One of these girls would be Madlyn Angarrack, Bea reckoned. She decided it had to be the slim, dark-haired one. The other, enormously overweight and spotty faced, sadly did not appear to be someone who might have been the object of an attractive eighteen-year-old boy’s lust.

Bea entered and waited till they had served the customer, who relieved them of the last of the day’s pasties. Then she asked for Madlyn Angarrack, and the dark-haired girl, as Bea had suspected, identified herself. Bea showed her warrant card and asked for a word. Madlyn wiped her hands down the front of her striped pinny, glanced at her companion who looked a bit too interested in the proceedings, and said she’d talk to Bea outside. She fetched an anorak. She didn’t, Bea noted, look surprised to have a detective come calling.

When they were out on the pavement, Madlyn said, “I know about Santo, that he was murdered. Kerra told me. Kerra’s his sister.”

“You wouldn’t be surprised that we’d want to speak with you, then.”

“I wouldn’t be surprised.” Madlyn gave no other information and she waited, as if fully informed of her rights and wanting to see how much Bea knew and what, if anything, Bea suspected.

“You and Santo were involved.”

“Santo,” Madlyn said, “was my lover.”

“You don’t call him your boyfriend?”

Madlyn glanced at the down across the street from them. Maram and sea lime grasses at its edge were being tossed by the growing wind. “He started out my boyfriend,” she said. “Boyfriend and girlfriend, that’s what we were. Going on dates, hanging about, surfing…That’s how I met him. I taught him surfing. But then we became lovers and I call it lovers because that’s what we were. Two people in love who expressed their love through sexual intercourse.”

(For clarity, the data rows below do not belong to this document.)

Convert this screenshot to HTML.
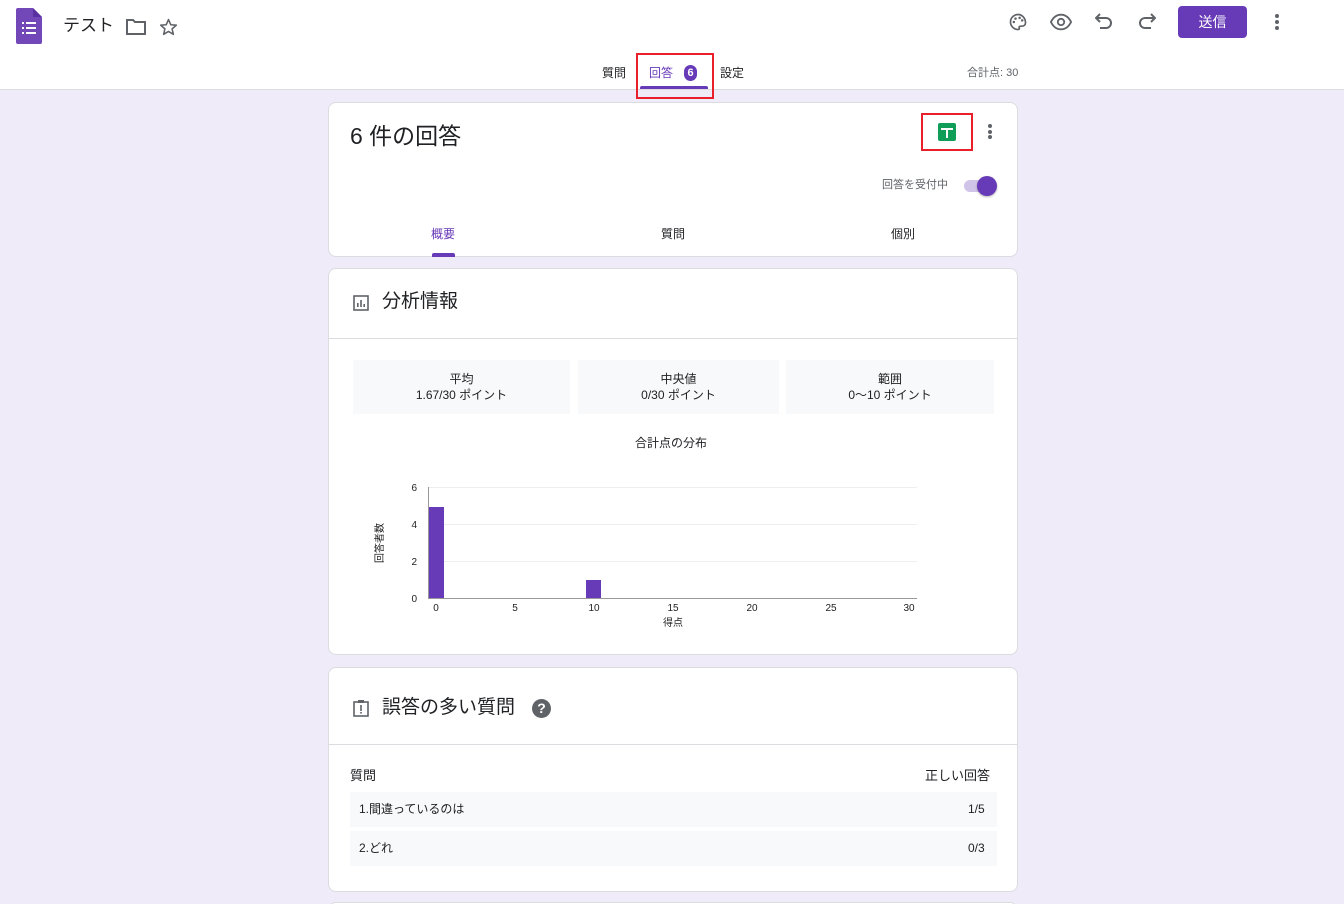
<!DOCTYPE html><html><head><meta charset="utf-8"><style>
*{box-sizing:border-box;margin:0;padding:0}
html,body{width:1344px;height:904px;overflow:hidden}
body{background:#f0ebf8;font-family:"Liberation Sans","Noto Sans CJK JP",sans-serif;color:#202124;position:relative;line-height:1.2}
.abs{position:absolute}
.card{position:absolute;left:328px;width:690px;background:#fff;border:1px solid #dadce0;border-radius:8px}
.sm{font-size:12px}
</style></head><body>
<div class="abs" style="left:0;top:0;width:1344px;height:90px;background:#fff;border-bottom:1px solid #dadce0"></div>
<svg class="abs" style="left:16px;top:8px" width="26" height="36" viewBox="0 0 26 36"><path d="M2 0h15l9 9v25a2 2 0 0 1-2 2H2a2 2 0 0 1-2-2V2a2 2 0 0 1 2-2z" fill="#7248b9"/><path d="M17 0l9 9h-9z" fill="#5a2fa0"/><g fill="#fff"><rect x="6" y="14" width="2" height="2"/><rect x="10" y="14" width="10" height="2"/><rect x="6" y="19" width="2" height="2"/><rect x="10" y="19" width="10" height="2"/><rect x="6" y="24" width="2" height="2"/><rect x="10" y="24" width="10" height="2"/></g></svg>
<div class="abs" style="left:63px;top:16px;font-size:17px">テスト</div>
<svg class="abs" style="left:126px;top:19px" width="20" height="16" viewBox="0 0 20 16"><path d="M1 1h6l2 2h10v12H1z" fill="none" stroke="#5f6368" stroke-width="2"/></svg>
<svg class="abs" style="left:159px;top:18px" width="19" height="18" viewBox="0 0 24 23"><path d="M12 2l2.9 6.6 7.1.6-5.4 4.7 1.6 7L12 17.2 5.8 20.9l1.6-7L2 9.2l7.1-.6z" fill="none" stroke="#5f6368" stroke-width="2" stroke-linejoin="round"/></svg>
<svg class="abs" style="left:1008px;top:12px" width="20" height="20" viewBox="0 0 24 24"><path d="M12 3a9 9 0 0 0 0 18c1.5 0 2-1 1.5-2s0-2 1.5-2h2a4 4 0 0 0 4-4c0-5.5-4-10-9-10z" fill="none" stroke="#5f6368" stroke-width="2"/><circle cx="7" cy="12" r="1.5" fill="#5f6368"/><circle cx="9" cy="8" r="1.5" fill="#5f6368"/><circle cx="14" cy="7" r="1.5" fill="#5f6368"/><circle cx="17" cy="10" r="1.5" fill="#5f6368"/></svg>
<svg class="abs" style="left:1050px;top:12px" width="22" height="20" viewBox="0 0 24 20"><path d="M1 10C4 4 8 2 12 2s8 2 11 8c-3 6-7 8-11 8S4 16 1 10z" fill="none" stroke="#5f6368" stroke-width="2"/><circle cx="12" cy="10" r="3.5" fill="none" stroke="#5f6368" stroke-width="2"/></svg>
<svg class="abs" style="left:1095px;top:12px" width="18" height="18" viewBox="0 0 18 18"><path d="M5 2L1 6l4 4M1 6h10a5 5 0 0 1 0 10H5" fill="none" stroke="#5f6368" stroke-width="2"/></svg>
<svg class="abs" style="left:1138px;top:12px" width="18" height="18" viewBox="0 0 18 18"><path d="M13 2l4 4-4 4M17 6H7a5 5 0 0 0 0 10h6" fill="none" stroke="#5f6368" stroke-width="2"/></svg>
<div class="abs" style="left:1178px;top:6px;width:69px;height:32px;background:#673ab7;border-radius:4px;color:#fff;font-size:14px;text-align:center;line-height:32px">送信</div>
<div class="abs" style="left:1275px;top:14px;width:4px">
<div style="width:4px;height:4px;border-radius:2px;background:#5f6368;margin-bottom:2px"></div><div style="width:4px;height:4px;border-radius:2px;background:#5f6368;margin-bottom:2px"></div><div style="width:4px;height:4px;border-radius:2px;background:#5f6368"></div></div>
<div class="abs sm" style="left:602px;top:66px">質問</div>
<div class="abs sm" style="left:649px;top:66px;color:#673ab7">回答</div>
<div class="abs" style="left:684px;top:65px;width:13px;height:16px;border-radius:7px;background:#673ab7;color:#fff;font-size:11px;text-align:center;line-height:16px;font-weight:bold">6</div>
<div class="abs" style="left:640px;top:86px;width:68px;height:3px;background:#673ab7;border-radius:2px 2px 0 0"></div>
<div class="abs sm" style="left:720px;top:66px">設定</div>
<div class="abs" style="left:636px;top:53px;width:78px;height:46px;border:2px solid #e8202a"></div>
<div class="abs" style="left:967px;top:67px;font-size:11px;color:#5f6368">合計点: 30</div>

<div class="card" style="top:102px;height:155px">
<div class="abs" style="left:21px;top:20px;font-size:23px">6 件の回答</div>
<div class="abs" style="left:592px;top:10px;width:52px;height:38px;border:2px solid #e8202a"></div>
<div class="abs" style="left:609px;top:20px;width:18px;height:18px;background:#0f9d58;border-radius:2px"><div class="abs" style="left:3px;top:5px;width:12px;height:2px;background:#fff"></div><div class="abs" style="left:8px;top:5px;width:2px;height:10px;background:#fff"></div></div>
<div class="abs" style="left:659px;top:21px;width:4px"><div style="width:4px;height:4px;border-radius:2px;background:#5f6368;margin-bottom:1.5px"></div><div style="width:4px;height:4px;border-radius:2px;background:#5f6368;margin-bottom:1.5px"></div><div style="width:4px;height:4px;border-radius:2px;background:#5f6368"></div></div>
<div class="abs" style="left:553px;top:76px;font-size:11px;color:#5f6368">回答を受付中</div>
<div class="abs" style="left:635px;top:77px;width:32px;height:12px;border-radius:6px;background:#d1c4e9"></div>
<div class="abs" style="left:648px;top:73px;width:20px;height:20px;border-radius:10px;background:#673ab7;box-shadow:0 1px 2px rgba(0,0,0,.3)"></div>
<div class="abs sm" style="left:102px;top:124px;color:#673ab7">概要</div>
<div class="abs" style="left:103px;top:150px;width:23px;height:4px;background:#673ab7;border-radius:2px 2px 0 0"></div>
<div class="abs sm" style="left:332px;top:124px">質問</div>
<div class="abs sm" style="left:562px;top:124px">個別</div>
</div>

<div class="card" style="top:268px;height:387px">
<svg class="abs" style="left:24px;top:26px" width="16" height="16" viewBox="0 0 16 16"><rect x="1" y="1" width="14" height="14" fill="none" stroke="#5f6368" stroke-width="1.6"/><rect x="4" y="8" width="1.6" height="4" fill="#5f6368"/><rect x="7.2" y="5" width="1.6" height="7" fill="#5f6368"/><rect x="10.4" y="9" width="1.6" height="3" fill="#5f6368"/></svg>
<div class="abs" style="left:53px;top:22px;font-size:19px">分析情報</div>
<div class="abs" style="left:0;top:69px;width:688px;height:1px;background:#dadce0"></div>
<div class="abs" style="left:24px;top:91px;width:217px;height:54px;background:#f8f9fa;text-align:center;font-size:12px;padding-top:11px;line-height:16px">平均<br>1.67/30 ポイント</div>
<div class="abs" style="left:249px;top:91px;width:201px;height:54px;background:#f8f9fa;text-align:center;font-size:12px;padding-top:11px;line-height:16px">中央値<br>0/30 ポイント</div>
<div class="abs" style="left:457px;top:91px;width:208px;height:54px;background:#f8f9fa;text-align:center;font-size:12px;padding-top:11px;line-height:16px">範囲<br>0〜10 ポイント</div>
<div class="abs sm" style="left:306px;top:167px">合計点の分布</div>
</div>
<svg class="abs" style="left:340px;top:470px" width="600" height="170" viewBox="340 470 600 170" font-family="Liberation Sans,Noto Sans CJK JP,sans-serif" font-size="10" fill="#222">
<g stroke="#eee"><line x1="428" y1="487.5" x2="917" y2="487.5"/><line x1="428" y1="524.5" x2="917" y2="524.5"/><line x1="428" y1="561.5" x2="917" y2="561.5"/></g>
<line x1="428.5" y1="487" x2="428.5" y2="598" stroke="#999"/>
<rect x="429" y="507" width="15" height="91" fill="#673ab7"/>
<rect x="586" y="580" width="15" height="18" fill="#673ab7"/>
<line x1="428" y1="598.5" x2="917" y2="598.5" stroke="#999"/>
<g text-anchor="end"><text x="417" y="491">6</text><text x="417" y="528">4</text><text x="417" y="565">2</text><text x="417" y="602">0</text></g>
<g text-anchor="middle"><text x="436" y="611">0</text><text x="515" y="611">5</text><text x="594" y="611">10</text><text x="673" y="611">15</text><text x="752" y="611">20</text><text x="831" y="611">25</text><text x="909" y="611">30</text><text x="673" y="626">得点</text></g>
<text transform="translate(383,543) rotate(-90)" text-anchor="middle">回答者数</text>
</svg>

<div class="card" style="top:667px;height:225px">
<svg class="abs" style="left:24px;top:31px" width="16" height="18" viewBox="0 0 16 18"><rect x="1" y="3" width="14" height="14" fill="none" stroke="#5f6368" stroke-width="1.6"/><rect x="5" y="1" width="6" height="3" fill="#5f6368"/><rect x="7.2" y="6" width="1.6" height="6" fill="#5f6368"/><rect x="7.2" y="13" width="1.6" height="1.6" fill="#5f6368"/></svg>
<div class="abs" style="left:53px;top:29px;font-size:19px">誤答の多い質問</div>
<div class="abs" style="left:203px;top:31px;width:19px;height:19px;border-radius:10px;background:#5f6368;color:#fff;font-size:14px;font-weight:bold;text-align:center;line-height:19px">?</div>
<div class="abs" style="left:0;top:76px;width:688px;height:1px;background:#dadce0"></div>
<div class="abs" style="left:21px;top:100px;font-size:13px">質問</div>
<div class="abs" style="left:596px;top:100px;font-size:13px">正しい回答</div>
<div class="abs" style="left:21px;top:124px;width:647px;height:35px;background:#f8f9fa"></div>
<div class="abs" style="left:30px;top:133px;font-size:12px;line-height:16px">1.間違っているのは</div>
<div class="abs" style="left:639px;top:133px;font-size:12px;line-height:16px">1/5</div>
<div class="abs" style="left:21px;top:163px;width:647px;height:35px;background:#f8f9fa"></div>
<div class="abs" style="left:30px;top:172px;font-size:12px;line-height:16px">2.どれ</div>
<div class="abs" style="left:639px;top:172px;font-size:12px;line-height:16px">0/3</div>
</div>
<div class="card" style="top:902px;height:20px"></div>
</body></html>
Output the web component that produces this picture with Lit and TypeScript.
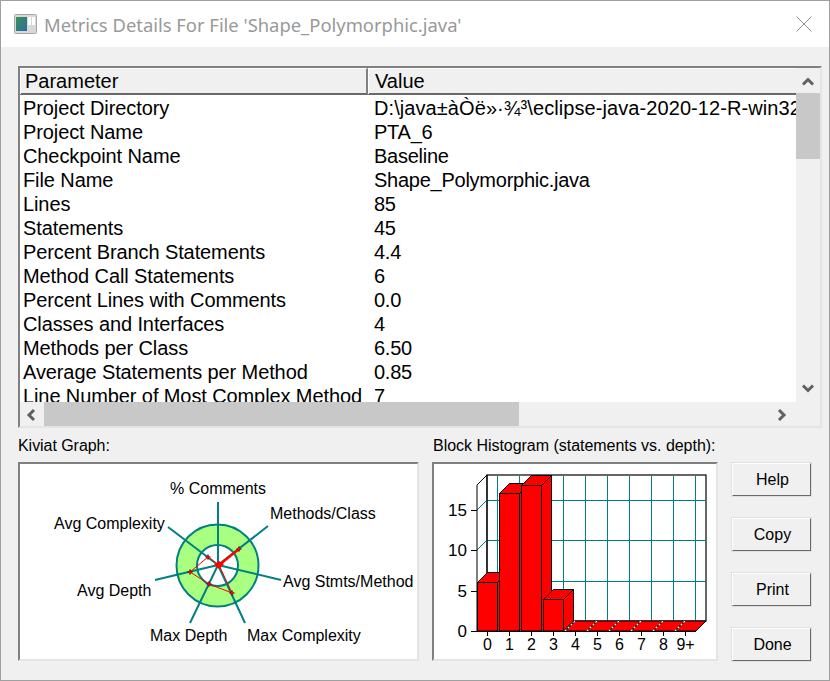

“Baldly stated.” Most girls her age wouldn’t have been so direct. Bea wondered why she was.

“Well, that’s what it is, isn’t it?” Madlyn’s words sounded brittle. “A man’s penis entering a woman’s vagina. All the befores and all the afters as well, but it really comes down to a penis entering a vagina. So the truth is that Santo put his penis into my vagina and I let him do it. He was my first. I wasn’t his. I heard he was dead. I can’t say I’m sorry about it, but I didn’t know he’d been murdered. That’s actually all I have to tell you.”

“It’s not all I need to know, I’m afraid,” Bea told the girl. “Look. Would you like to go some place for a coffee?”

“I’m not off work yet. I can’t leave, and I shouldn’t even be out here talking to you.”

“If you’d like to meet later…?”

“That’s not necessary. I don’t know anything. I have nothing to tell you other than what I’ve already said. And this: Santo broke up with me nearly eight weeks ago and that was that. I don’t know why.”

“He gave you no reason?”

“It was time, he said.” She still sounded hard, but for the first time, her composure seemed slightly shaken. “There was probably someone else that he’d found, but he wouldn’t say. Just that it’d been good between us but it was time for it to end. One day things’re fine and the next day they’re over. That was probably the way he was with everyone, but I didn’t know it because I didn’t know him before he came to my father’s shop for a surfboard and wanted lessons.” She’d continued looking into the street and to the down beyond it, but now she turned her gaze to Bea. She said, “Is that all? I don’t know anything else.”

“I’ve been told that Santo was embarking on something irregular,” Bea said. “That was the word used. Irregular. I’m wondering if you know what that was.”

She frowned. “What do you mean, ‘irregular’?”